You need to have clear procedures in place about how bookings are taken and ensure that reservations staff are properly trained to follow these procedures. When provisional details are taken down over the telephone, staff should inform the customer that the booking will not be confirmed until you acknowledge receipt of a signed booking form. The provisional details are then sent to the customer with the terms of business and, if the customer agrees to the terms, he then signs and returns them. The terms will state that the booking becomes binding only when you acknowledge receipt of the signed contract.

If bookings are taken over the internet, then the website should be constructed to prevent bookings being taken without the customer confirming they have read the terms of business.

Your standard terms of business should be flexible enough to allow you to vary their use between different types of customer or event. For example, you may be willing to grant corporate or regular customers a period of credit in which to settle your charges, whereas you will want to receive a large proportion or full payment for one-off or new customers.

Cancellation charges ought to be a fair reflection of the costs incurred, including loss of profit, without penalising customers unduly.

The contract should limit your liability if things go wrong during the party. Such clauses have to be carefully drafted, as courts will refuse to enforce them if they consider them to be unfair to the customer.

Check list
Your terms of business should:

  • Clearly state any cancellation charges, the requirement for deposits and other payment terms.
  • Limit your liability in case a problem at your end results in the event failing to live up to the customer's expectations (the courts have a discretion to strike out such clauses if they are considered unfair).
  • Address the question as to when the contract becomes binding on your business.
  • Allow the business to charge on a "minimum number" basis, if agreed.
  • Confirm the management's right to eject guests for disruptive behaviour.
  • Confirm that the customer is responsible for any damage caused by guests.
  • Quote all prices inclusive of VAT with the right to vary the quoted price if the rate of VAT changes.
  • Reserve the right to object to the employment by customers of musicians, photographers or the like, and the right to approve any publicity material the customer may use in connection with the event.

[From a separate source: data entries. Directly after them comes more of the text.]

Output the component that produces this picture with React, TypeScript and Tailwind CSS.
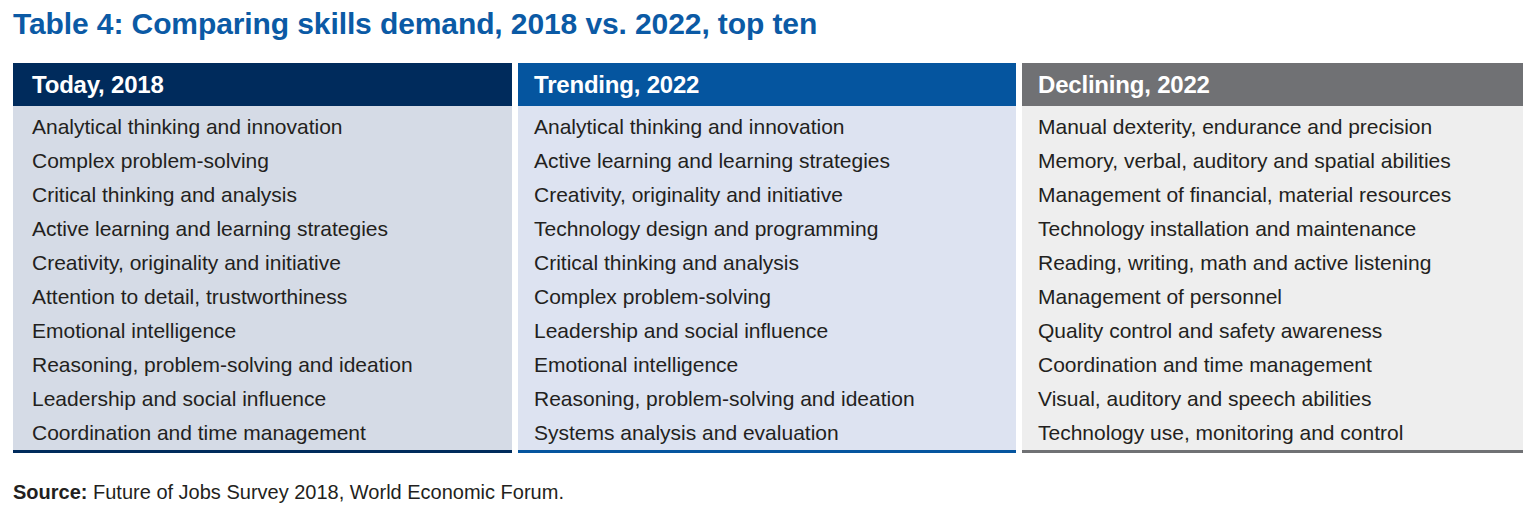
import React from 'react';

interface Column {
  title: string;
  head: string;
  edge: string;
  body: string;
  pad: string;
  items: string[];
}

const columns: Column[] = [
  {
    title: 'Today, 2018',
    head: 'bg-[#002b5c]',
    edge: 'border-[#002b5c]',
    body: 'bg-[#d5dbe6]',
    pad: 'pl-[19px]',
    items: [
      'Analytical thinking and innovation',
      'Complex problem-solving',
      'Critical thinking and analysis',
      'Active learning and learning strategies',
      'Creativity, originality and initiative',
      'Attention to detail, trustworthiness',
      'Emotional intelligence',
      'Reasoning, problem-solving and ideation',
      'Leadership and social influence',
      'Coordination and time management',
    ],
  },
  {
    title: 'Trending, 2022',
    head: 'bg-[#05559f]',
    edge: 'border-[#05559f]',
    body: 'bg-[#dde3f1]',
    pad: 'pl-[16px]',
    items: [
      'Analytical thinking and innovation',
      'Active learning and learning strategies',
      'Creativity, originality and initiative',
      'Technology design and programming',
      'Critical thinking and analysis',
      'Complex problem-solving',
      'Leadership and social influence',
      'Emotional intelligence',
      'Reasoning, problem-solving and ideation',
      'Systems analysis and evaluation',
    ],
  },
  {
    title: 'Declining, 2022',
    head: 'bg-[#707174]',
    edge: 'border-[#707174]',
    body: 'bg-[#eeeeee]',
    pad: 'pl-[16px]',
    items: [
      'Manual dexterity, endurance and precision',
      'Memory, verbal, auditory and spatial abilities',
      'Management of financial, material resources',
      'Technology installation and maintenance',
      'Reading, writing, math and active listening',
      'Management of personnel',
      'Quality control and safety awareness',
      'Coordination and time management',
      'Visual, auditory and speech abilities',
      'Technology use, monitoring and control',
    ],
  },
];

const SkillColumn: React.FC<{ col: Column }> = ({ col }) => (
  <div className={`flex flex-col border-b-[3px] ${col.edge}`}>
    <div className={`h-[43px] flex items-center text-white font-bold text-[24px] tracking-[-0.2px] ${col.head} ${col.pad}`}>
      {col.title}
    </div>
    <div className={`flex flex-col pt-[4px] ${col.body}`}>
      {col.items.map((item) => (
        <div key={item} className={`h-[34px] flex items-center text-[21px] text-[#231f20] ${col.pad}`}>
          {item}
        </div>
      ))}
    </div>
  </div>
);

export default function App() {
  return (
    <div className="w-[1536px] h-[516px] bg-white px-[13px] pt-[4px] font-['Liberation_Sans',Arial,sans-serif]">
      <h1 className="text-[30px] leading-[40px] font-bold text-[#0b5aa5] tracking-[-0.1px]">
        Table 4: Comparing skills demand, 2018 vs. 2022, top ten
      </h1>
      <div className="mt-[19px] grid grid-cols-[499px_498px_501px] gap-[6px]">
        {columns.map((col) => (
          <SkillColumn key={col.title} col={col} />
        ))}
      </div>
      <p className="mt-[26px] text-[20px] leading-[26px] text-[#231f20]">
        <span className="font-bold">Source:</span> Future of Jobs Survey 2018, World Economic Forum.
      </p>
    </div>
  );
}
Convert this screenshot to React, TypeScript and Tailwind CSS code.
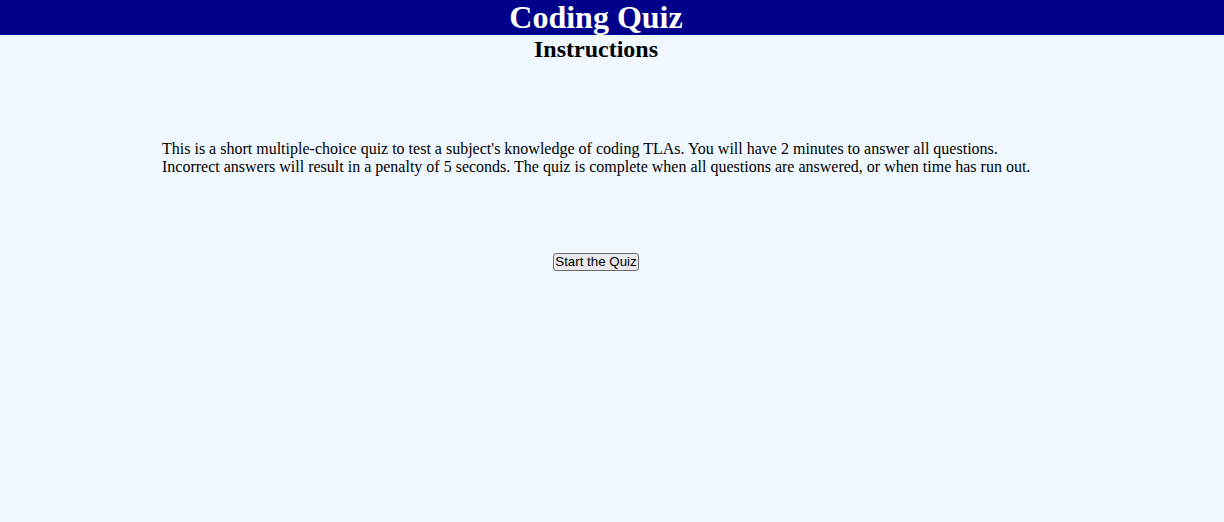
const App = () => {
    return (
        <div className="min-h-[522px] bg-[#f0f8ff] font-['Liberation_Serif','Times_New_Roman',serif] text-black">
            <header className="h-[35px] bg-[#00008b] text-white">
                <h1 className="w-[1192px] text-center text-[32px] font-bold leading-[34px]">Coding Quiz</h1>
            </header>
            <h2 className="w-[1192px] text-center text-[24px] font-bold leading-[28px]">Instructions</h2>
            <p className="mt-[77px] ml-[162px] w-[880px] text-[16px] leading-[18.4px]">
                This is a short multiple-choice quiz to test a subject's knowledge of coding TLAs. You will have 2 minutes to answer all questions. Incorrect answers will result in a penalty of 5 seconds. The quiz is complete when all questions are answered, or when time has run out.
            </p>
            <div className="mt-[72px] w-[1192px] text-center">
                <button className="h-[18px] rounded-[3px] border border-[#6b6b6b] bg-[#e9e9ed] px-[1px] font-['Liberation_Sans',Arial,sans-serif] text-[13.33px] leading-[16px] text-black">
                    Start the Quiz
                </button>
            </div>
        </div>
    );
};

export default App;
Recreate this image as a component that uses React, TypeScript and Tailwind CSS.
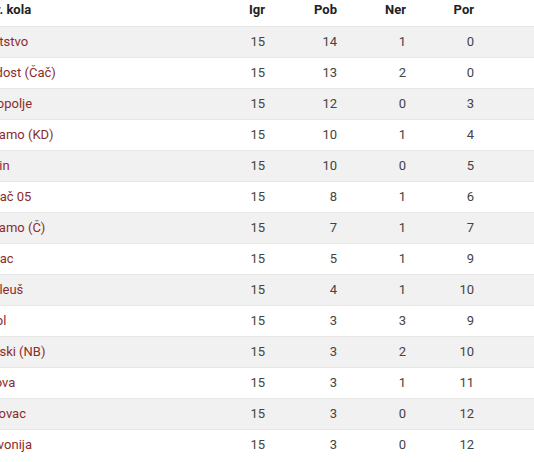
import React from 'react';

interface Row {
  team: string;
  played: number;
  won: number;
  drawn: number;
  lost: number;
  shift?: string;
}

const rows: Row[] = [
  { team: 'Bratstvo', played: 15, won: 14, drawn: 1, lost: 0 },
  { team: 'Mladost (Čač)', played: 15, won: 13, drawn: 2, lost: 0, shift: 'ml-[-6px]' },
  { team: 'Novopolje', played: 15, won: 12, drawn: 0, lost: 3, shift: 'ml-[-6px]' },
  { team: 'Dinamo (KD)', played: 15, won: 10, drawn: 1, lost: 4 },
  { team: 'Zlatin', played: 15, won: 10, drawn: 0, lost: 5, shift: 'ml-[-3px]' },
  { team: 'Borač 05', played: 15, won: 8, drawn: 1, lost: 6 },
  { team: 'Dinamo (Č)', played: 15, won: 7, drawn: 1, lost: 7 },
  { team: 'Borac', played: 15, won: 5, drawn: 1, lost: 9 },
  { team: 'Preleuš', played: 15, won: 4, drawn: 1, lost: 10 },
  { team: 'Sokol', played: 15, won: 3, drawn: 3, lost: 9, shift: 'ml-[-6px]' },
  { team: 'Srpski (NB)', played: 15, won: 3, drawn: 2, lost: 10 },
  { team: 'Takova', played: 15, won: 3, drawn: 1, lost: 11, shift: 'ml-[-6px]' },
  { team: 'Turovac', played: 15, won: 3, drawn: 0, lost: 12 },
  { team: 'Slavonija', played: 15, won: 3, drawn: 0, lost: 12 },
];

// numeric columns are right aligned
const cols = 'grid grid-cols-[230px_55px_72px_69px_68px_1fr]';

export default function App() {
  return (
    <div className="w-[534px] h-[462px] overflow-hidden bg-white font-['Roboto',sans-serif] text-[13px]">
      <div className="ml-[-20px] w-[574px]">
        {/* header */}
        <div className={`${cols} h-[26px] leading-[20px] font-bold text-[#222]`}>
          <div className="whitespace-nowrap">Rbr. kola</div>
          <div className="text-right">Igr</div>
          <div className="text-right">Pob</div>
          <div className="text-right">Ner</div>
          <div className="text-right">Por</div>
          <div />
        </div>

        {rows.map((r, i) => (
          <div
            key={r.team}
            className={`${cols} h-[31px] items-center border-t border-[#e6e6e6] text-[#444] ${
              i % 2 === 0 ? 'bg-[#f1f1f1]' : 'bg-white'
            }`}
          >
            <div className={`text-[#8b2c2c] whitespace-nowrap ${r.shift ?? ''}`}>{r.team}</div>
            <div className="text-right">{r.played}</div>
            <div className="text-right">{r.won}</div>
            <div className="text-right">{r.drawn}</div>
            <div className="text-right">{r.lost}</div>
            <div />
          </div>
        ))}
      </div>
    </div>
  );
}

It is important to have appropriate terms of business for group bookings and to make sure that bookings are not taken before the customer has seen them. This will help protect you in the event that you have a problem. It can also help you know how to make such events more successful.


David Morrison Rooks Rider 020 7689 7000
The Caterer Breakfast Briefing Email

Start the working day with The Caterer’s free breakfast briefing email

Sign Up and manage your preferences below

Check mark icon
Thank you

You have successfully signed up for the Caterer Breakfast Briefing Email and will hear from us soon!

Jacobs Media Group is honoured to be the recipient of the 2020 Queen's Award for Enterprise.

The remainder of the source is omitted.